I view this kind of behavior, which some people act out almost compulsively, as discarding your humanity: we think and reason and feel, and if you are regurgitating knee-jerk reactions, you're doing none of those things. It reminded me of Wallace's ALICE bot, so I had sort of conceptualized this type of person as a bot, and ranted on fedi about it being depressing to encounter someone that had discarded their humanity to act as an empty vessel for someone else's philosophy. So I sometimes refer to that type of person as a bot, and this is confusing if taken too literally. But if you interact with someone only through their posts, their physical presence is far less of a factor to you than it is to someone you interact with in person, and from your side of the net connection, it's not any different from talking to a chat-bot. The bot doesn't know or care what you are saying, so actual engagement is impossible. Whether you object or agree, they don't respond to your thoughts: all you are actually doing is indirectly choosing a branch in a pre-written script. Although it can be entertaining, it is far more often tedious: once you've seen one, you've seen all of them. This makes it a waste of your time and energy if you're likely reading what they say and then thinking and then responding with your thoughts, only for them to pick out a keyword and spit out the appropriate slogan, or choose the appropriate branch in the call-center script they are following.
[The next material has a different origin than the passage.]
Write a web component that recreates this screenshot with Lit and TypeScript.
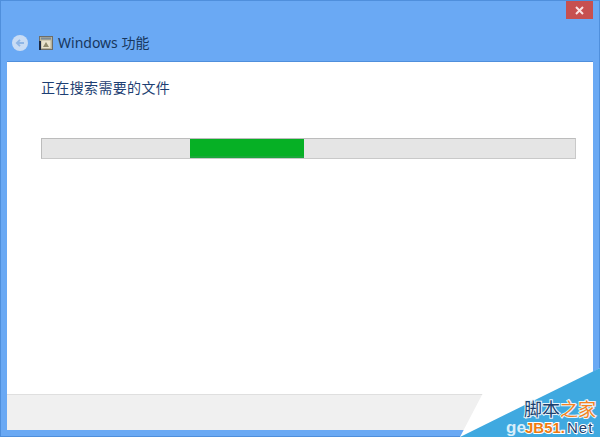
import { LitElement, html, css } from "lit";
import { customElement } from "lit/decorators.js";

@customElement("app-root")
export class AppRoot extends LitElement {
  static styles = css`
    :host { display: block; width: 600px; height: 437px; overflow: hidden; position: relative; font-family: "Noto Sans CJK SC", "Noto Sans", sans-serif; }
    .win { box-sizing: border-box; width: 600px; height: 437px; background: #6aa9f4; border: 1px solid #4f8fdc; display: flex; flex-direction: column; padding: 0 6px 6px; position: relative; }
    .top { height: 60px; flex: none; display: flex; flex-direction: column; }
    .caption { display: flex; justify-content: flex-end; height: 19px; }
    .close { width: 27px; height: 18px; background: #c75050; display: flex; align-items: center; justify-content: center; }
    .titlebar { display: flex; align-items: center; margin-top: 11px; padding-left: 5px; height: 24px; }
    .back { width: 16px; height: 16px; margin-right: 11px; flex: none; }
    .appicon { width: 14px; height: 14px; margin-right: 5px; flex: none; }
    .title { font-size: 14px; color: #17375e; line-height: 20px; font-family: "Noto Sans", "Noto Sans CJK SC", sans-serif; }
    .panel { flex: 1; background: #fff; display: flex; flex-direction: column; border-top: 1px solid #4f8fdc; }
    .content { flex: 1; padding: 15px 17px 0 34px; display: flex; flex-direction: column; }
    .heading { font-size: 14px; letter-spacing: 0.35px; line-height: 20px; color: #1e3f73; height: 20px; }
    .track { margin-top: 41px; height: 19px; background: #e5e5e5; border: 1px solid #bcbcbc; border-bottom-color: #c9c9c9; border-right-color: #c9c9c9; display: flex; padding-left: 148px; }
    .bar { width: 114px; height: 19px; background: linear-gradient(#06b025 0 17px, #1aa83a 17px 19px); }
    .footer { height: 36px; flex: none; box-sizing: border-box; background: #f0f0f0; border-top: 1px solid #dfdfdf; }
    .wm-white { position: absolute; left: 0; top: 0; width: 600px; height: 437px; pointer-events: none; }
    .wm-a { position: absolute; left: 524px; top: 398px; font-size: 18px; line-height: 20px; color: #1b3f6e; white-space: nowrap; -webkit-text-stroke: 2px #e8f5fc; paint-order: stroke fill; }
    .wm-a b { font-weight: 400; color: #f58220; }
    .wm-b { position: absolute; left: 506px; top: 419px; width: 94px; display: flex; align-items: baseline; line-height: 18px; font-weight: 700; white-space: nowrap; font-family: "Liberation Sans", sans-serif; }
    .ge { font-size: 17px; color: #d8eefa; width: 19px; flex: none; }
    .o { font-size: 15px; color: #f07a10; width: 42px; flex: none; -webkit-text-stroke: 2px #fff; paint-order: stroke fill; }
    .n { font-size: 15px; letter-spacing: 1px; color: #1b3f6e; font-weight: 400; -webkit-text-stroke: 2px #fff; paint-order: stroke fill; }
  `;

  render() {
    return html`
      <div class="win">
        <div class="top">
          <div class="caption">
            <div class="close">
              <svg width="9" height="9" viewBox="0 0 9 9"><path d="M1 1L8 8M8 1L1 8" stroke="#fbe3e3" stroke-width="2"/></svg>
            </div>
          </div>
          <div class="titlebar">
            <svg class="back" viewBox="0 0 16 16">
              <circle cx="8" cy="8" r="8" fill="#c9dcf4"/>
              <path d="M12 8H5M8 4.800L4.800 8L8 11.200" fill="none" stroke="#8fb6e6" stroke-width="1.800"/>
            </svg>
            <svg class="appicon" viewBox="0 0 14 14">
              <rect x="0.500" y="0.500" width="13" height="13" fill="#b9b39a" stroke="#6d6d68"/>
              <rect x="2" y="1.500" width="10" height="2" fill="#7d8b96"/>
              <rect x="2.500" y="4.500" width="9" height="7.500" fill="#e8e2cc"/>
              <path d="M4 11L7 6L10 11Z" fill="#8f8a6e"/>
              <rect x="0" y="5" width="2" height="9" fill="#1c2a44"/>
            </svg>
            <span class="title">Windows 功能</span>
          </div>
        </div>
        <div class="panel">
          <div class="content">
            <div class="heading">正在搜索需要的文件</div>
            <div class="track"><div class="bar"></div></div>
          </div>
          <div class="footer"></div>
        </div>
      </div>
      <svg class="wm-white" viewBox="0 0 600 437">
        <polygon points="483,393 593,393 593,437 460,437" fill="#fff"/>
        <polygon points="593,372 600,368 600,437 593,437" fill="#fff"/>
        <polygon points="460,437 600,368 600,437" fill="#3fa9e0"/>
      </svg>
      <div class="wm-a">脚本<b>之家</b></div>
      <div class="wm-b"><span class="ge">ge</span><span class="o">JB51.</span><span class="n">Net</span></div>
    `;
  }
}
The post largely deals with people that have contracted this condition involuntarily by spending too much time arguing with people on the internet. It can happen to anyone. I would like to avoid that fate, so I try to be careful not to engage in a stupid internet shouting match or to waste time having a one-sided conversation. It seems like a mistake to do so, and potentially hazardous to your ability to converse with people that actually are worth the time, or even gauging who is worth the time and who is not.